Que habrá juicio final para cada uno es un hecho, un dogma de fe, pero el que tal juicio sea condenatorio es incierto, sí, en cambio, salvífico. Jesús así lo demostró en la cruz, ante los dos ladrones, diciendo a Dimas “esta tarde estarás conmigo en el paraíso”, en cambio no dijo nada condenatorio sobre el otro condenado (justamente, según la leyes de los hombres).
En la lucha de nuestras decisiones para que sigan la voluntad de Dios, que nos santifican y nos abran las puertas del cielo, hemos, pues, de contar como dice san Pablo, con la fuerza en el Señor y en su invencible poder. La gracia de Dios es cuanto el ser humano puede contar para librar la terrible lucha contra las fuerzas del mal, que son más poderosas que nuestras frágiles fuerzas humanas por ellas mismas: porque nuestra lucha no es contra hombres de carne y hueso, sino contra los principados, autoridades y poderes que dominan este mundo de tinieblas, contra las fuerzas sobrehumanas y supremas del mal. Por eso, tomad las armas de Dios.

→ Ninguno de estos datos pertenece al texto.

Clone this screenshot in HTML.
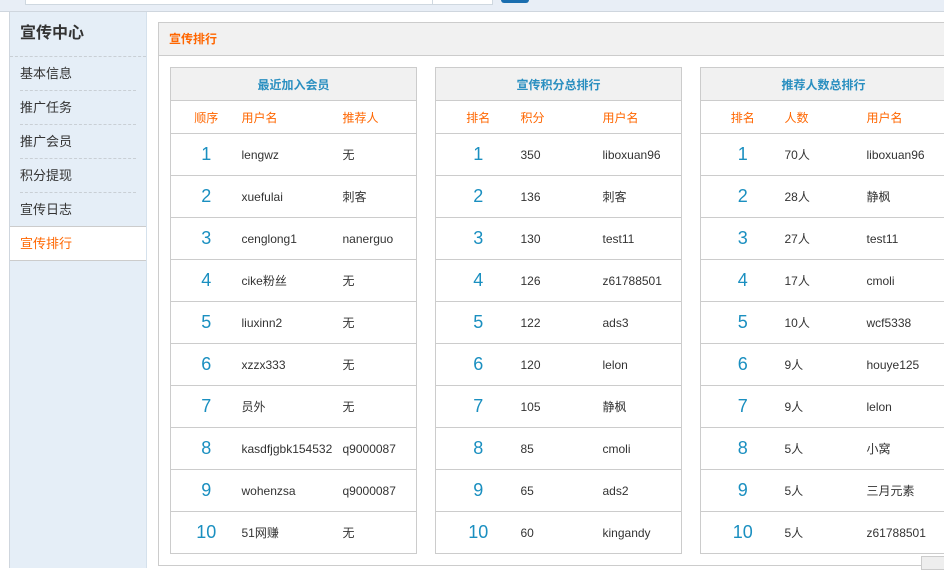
<!DOCTYPE html>
<html><head><meta charset="utf-8"><style>
*{margin:0;padding:0;box-sizing:border-box}
body{width:944px;height:568px;overflow:hidden;background:#fff;font-family:"Liberation Sans","Noto Sans CJK SC",sans-serif;font-size:12px;color:#333;position:relative}
.top{position:absolute;left:0;top:0;width:944px;height:12px;background:#e8eef6;border-bottom:1px solid #cfd6de}
.inp{position:absolute;left:25px;top:-1px;width:468px;height:6px;background:#fff;border:1px solid #cfd8e0}
.inp2{position:absolute;left:432px;top:0;width:1px;height:5px;background:#cfd8e0}
.btn{position:absolute;left:501px;top:-3px;width:28px;height:6px;background:#1a6eaf;border-radius:3px}
.side{position:absolute;left:9px;top:12px;width:138px;height:556px;background:#e5eef7;border-left:1px solid #cfd6de;border-right:1px solid #d5e1ec}
.side h2{font-size:16px;font-weight:bold;color:#333;height:45px;line-height:44px;padding-left:10px;border-bottom:1px dashed #c9cfd5}
.side .it{height:34px;line-height:33px;margin:0 10px;font-size:13px;color:#333;border-bottom:1px dashed #c9cfd5}
.side .act{height:35px;line-height:33px;background:#fff;color:#ff6600;padding-left:10px;font-size:13px;border-top:1px solid #ccc;border-bottom:1px solid #ccc;margin-top:-1px}
.panel{position:absolute;left:158px;top:22px;width:800px;height:544px;border:1px solid #ccc}
.ph{height:33px;background:#f1f1f1;border-bottom:1px solid #ccc;line-height:32px;padding-left:10px;color:#ff6600;font-weight:bold;font-size:12px}
table{position:absolute;top:67px;width:247px;border-collapse:collapse}
td,th{border-top:1px solid #ccc;font-weight:normal;text-align:left;padding:0}
table{border:1px solid #ccc}
th.h{height:33px;background:#f1f1f1;color:#2a8fc0;font-weight:bold;text-align:center;font-size:12px}
tr.s td{height:33px;color:#ff6600}
tr.r td{height:42px}
td.n{text-align:center;color:#1a8fc0;font-size:18px}
tr.s td.n{font-size:12px;color:#ff6600}
</style></head><body>
<div class="top"><div class="inp"></div><div class="inp2"></div><div class="btn"></div></div>
<div class="side"><h2>宣传中心</h2>
<div class="it">基本信息</div><div class="it">推广任务</div><div class="it">推广会员</div><div class="it">积分提现</div><div class="it" style="border-bottom:none">宣传日志</div>
<div class="act">宣传排行</div></div>
<div class="panel"><div class="ph">宣传排行</div></div>

<table style="left:170px">
<colgroup><col style="width:71px"><col style="width:101px"><col></colgroup>
<tr><th class="h" colspan="3">最近加入会员</th></tr>
<tr class="s"><td class="n">顺序</td><td>用户名</td><td>推荐人</td></tr>
<tr class="r"><td class="n">1</td><td>lengwz</td><td>无</td></tr>
<tr class="r"><td class="n">2</td><td>xuefulai</td><td>刺客</td></tr>
<tr class="r"><td class="n">3</td><td>cenglong1</td><td>nanerguo</td></tr>
<tr class="r"><td class="n">4</td><td>cike粉丝</td><td>无</td></tr>
<tr class="r"><td class="n">5</td><td>liuxinn2</td><td>无</td></tr>
<tr class="r"><td class="n">6</td><td>xzzx333</td><td>无</td></tr>
<tr class="r"><td class="n">7</td><td>员外</td><td>无</td></tr>
<tr class="r"><td class="n">8</td><td>kasdfjgbk154532</td><td>q9000087</td></tr>
<tr class="r"><td class="n">9</td><td>wohenzsa</td><td>q9000087</td></tr>
<tr class="r"><td class="n">10</td><td>51网赚</td><td>无</td></tr>
</table>

<table style="left:435px">
<colgroup><col style="width:85px"><col style="width:82px"><col></colgroup>
<tr><th class="h" colspan="3">宣传积分总排行</th></tr>
<tr class="s"><td class="n">排名</td><td>积分</td><td>用户名</td></tr>
<tr class="r"><td class="n">1</td><td>350</td><td>liboxuan96</td></tr>
<tr class="r"><td class="n">2</td><td>136</td><td>刺客</td></tr>
<tr class="r"><td class="n">3</td><td>130</td><td>test11</td></tr>
<tr class="r"><td class="n">4</td><td>126</td><td>z61788501</td></tr>
<tr class="r"><td class="n">5</td><td>122</td><td>ads3</td></tr>
<tr class="r"><td class="n">6</td><td>120</td><td>lelon</td></tr>
<tr class="r"><td class="n">7</td><td>105</td><td>静枫</td></tr>
<tr class="r"><td class="n">8</td><td>85</td><td>cmoli</td></tr>
<tr class="r"><td class="n">9</td><td>65</td><td>ads2</td></tr>
<tr class="r"><td class="n">10</td><td>60</td><td>kingandy</td></tr>
</table>

<table style="left:700px">
<colgroup><col style="width:84px"><col style="width:82px"><col></colgroup>
<tr><th class="h" colspan="3">推荐人数总排行</th></tr>
<tr class="s"><td class="n">排名</td><td>人数</td><td>用户名</td></tr>
<tr class="r"><td class="n">1</td><td>70人</td><td>liboxuan96</td></tr>
<tr class="r"><td class="n">2</td><td>28人</td><td>静枫</td></tr>
<tr class="r"><td class="n">3</td><td>27人</td><td>test11</td></tr>
<tr class="r"><td class="n">4</td><td>17人</td><td>cmoli</td></tr>
<tr class="r"><td class="n">5</td><td>10人</td><td>wcf5338</td></tr>
<tr class="r"><td class="n">6</td><td>9人</td><td>houye125</td></tr>
<tr class="r"><td class="n">7</td><td>9人</td><td>lelon</td></tr>
<tr class="r"><td class="n">8</td><td>5人</td><td>小窝</td></tr>
<tr class="r"><td class="n">9</td><td>5人</td><td>三月元素</td></tr>
<tr class="r"><td class="n">10</td><td>5人</td><td>z61788501</td></tr>
</table>
<div style="position:absolute;left:921px;top:556px;width:30px;height:14px;background:#eee;border:1px solid #ccc"></div>
</body></html>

Estad firmes, repito: abrochaos el cinturón de la verdad, por coraza poneos la justicia; bien calzados para estar dispuestos a anunciar el Evangelio de la paz. Y, por supuesto, tened embrazado el escudo de la fe, donde se apagarán las flechas incendiarias del malo. Tomad por casco la salvación y por espada la del Espíritu, es decir, la palabra de Dios, insistiendo y pidiendo en la oración. Orad en toda ocasión con la ayuda del Espíritu. Tened vigilias en que oréis con constancia por todos los santos.